COLUMBUS, Ohio — Ohio Attorney General Dave Yost said Thursday he is suing the U.S. Census Bureau over an expected six-month delay in the release of 2020 census data.
Yost, a Republican, said in a federal lawsuit that the delay would “irreparably harm” the state, forcing it to miss state constitutional deadlines for redistricting, the process of drawing up new congressional and state legislative districts. That process starts with census data, which is used to determine how many people live where as districts are created by population.
The lawsuit seeks to force the bureau to release the data by March 31 legal deadline, or at least sooner than the date previously shared by census officials.
Census data is normally delivered to states by March 31. But citing the coronavirus pandemic, the Census Bureau announced earlier this month it could be as late as Sept. 30 before the data is ready.
“The bottom line is when Congress passes a law, the executive has a duty to execute it,” Yost said in an interview. “You don’t get to say this is too hard. Let’s give up.”
Ohio this year will be using a new redistricting process, approved by voters as separate state constitutional amendments in 2015 and 2018, aimed at creating more bipartisan, competitive districts in an effort to end gerrymandering.
The first deadline in the state’s new multi-step redistricting process is Sept. 1, while another series of deadlines for drawing congressional maps begins on Sept. 30, under constitutional amendments approved by voters.
The Census Bureau already missed a Dec. 31 deadline to provide data to the White House that’s used to decide how many congressional districts each state gets. Ohio is expected to lose one of its 16 seats once the data is compiled and released.
Voting-rights advocates said Thursday they are concerned Yost’s lawsuit, if successful, will result in rushed data that is inaccurate.
Jen Miller, president of the League of Women Voters of Ohio, a nonpartisan group that backed the constitutional amendments that led to the new redistricting process, said the state could consider seeking to change the deadlines or moving the May 2022 primary election, when the new political maps are scheduled to debut. She said rushed data could cause the state to lose money, since much federal funding to the states is awarded based on population.
“Our concern is that we want the best data possible,” she said. “We know that the data has been delayed because of COVID-19 and other challenges.
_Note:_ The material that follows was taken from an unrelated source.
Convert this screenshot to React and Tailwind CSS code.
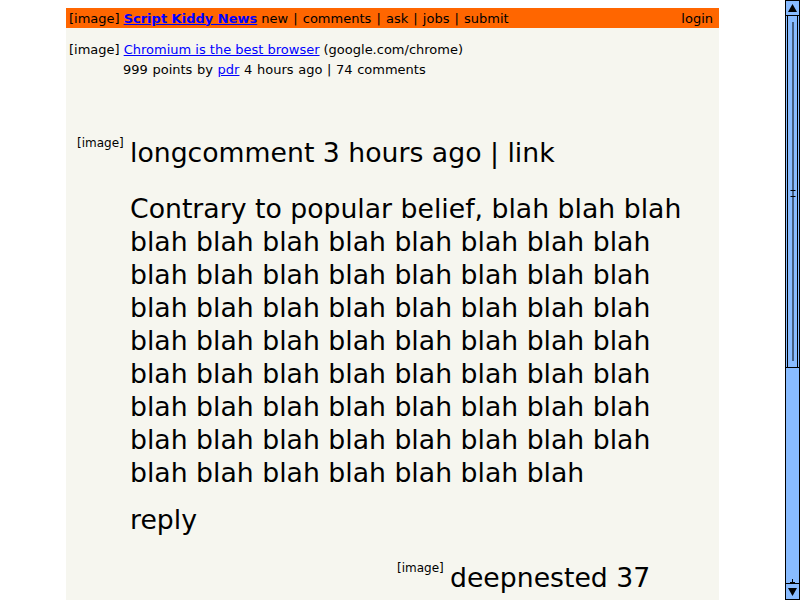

And so we would rather find other ways for the state to navigate the delay rather than pushing for rushed data.”
Yost said there’s no indication the data would be rushed. He said everything he knows about the issue comes from a Census Bureau release, which did not lay out a detailed reason for the delay or say what would happen if the data is released earlier.
“If they are required by a court to comply with the law, which we certainly hope they will be, then we can see whether thing is well-done or not,” Yost said. “But right now, it exists like Schrödinger’s cat, an infinite cloud of possibilities.”
However, the Census Bureau earlier cited delays brought on by the pandemic. While most people filled out the census forms electronically and by mail, social distancing safety measures pushed back by several months much of the face-to-face work on follow-ups with non-responders and hard-to-reach groups such as the homeless.
Yost’s lawsuit is filed in the Southern District of Ohio, and names two Biden Administration officials – Acting U.S. Commerce Secretary Wynn Coggins and Acting U.S. Census Bureau Director Ron Jarmin as defendants. Jarmin was named acting director in January after Director Steven Dillingham stepped down, the same day President Joe Biden took office.
A White House official didn’t immediately return messages.
The lawsuit says state leaders under the Ohio Constitution would be forced to use “alternative data” – legal experts have suggested this could be census estimates or commercially available mapping data – if the U.S. Census data isn’t available. But state legislative leaders have said they plan to finish maps by the end of the year, believing a judge hearing any legal challenge to the redistricting process will grant them flexibility on the deadlines.
House Speaker Bob Cupp, a Lima Republican, said Thursday he had not thoroughly reviewed Yost’s lawsuit.
“Whatever can be done to comply with the statute would certainly be helpful to our constitutional duties of redrawing congressional and legislative lines,” he said.
Yost said the Census Bureau’s decision to delay the release of the data could force a heated debate over what alternative data Ohio might use instead for redistricting. He also said though that he doesn’t think it’s likely that missing the legal deadlines alone could cause the maps to be nullified in a legal challenge.
“That’s probably not a realistic risk,” he said. “But you’re going to get a court involved at that point, and particularly a federal court may act in ways that aren’t in the best interest of Ohio.”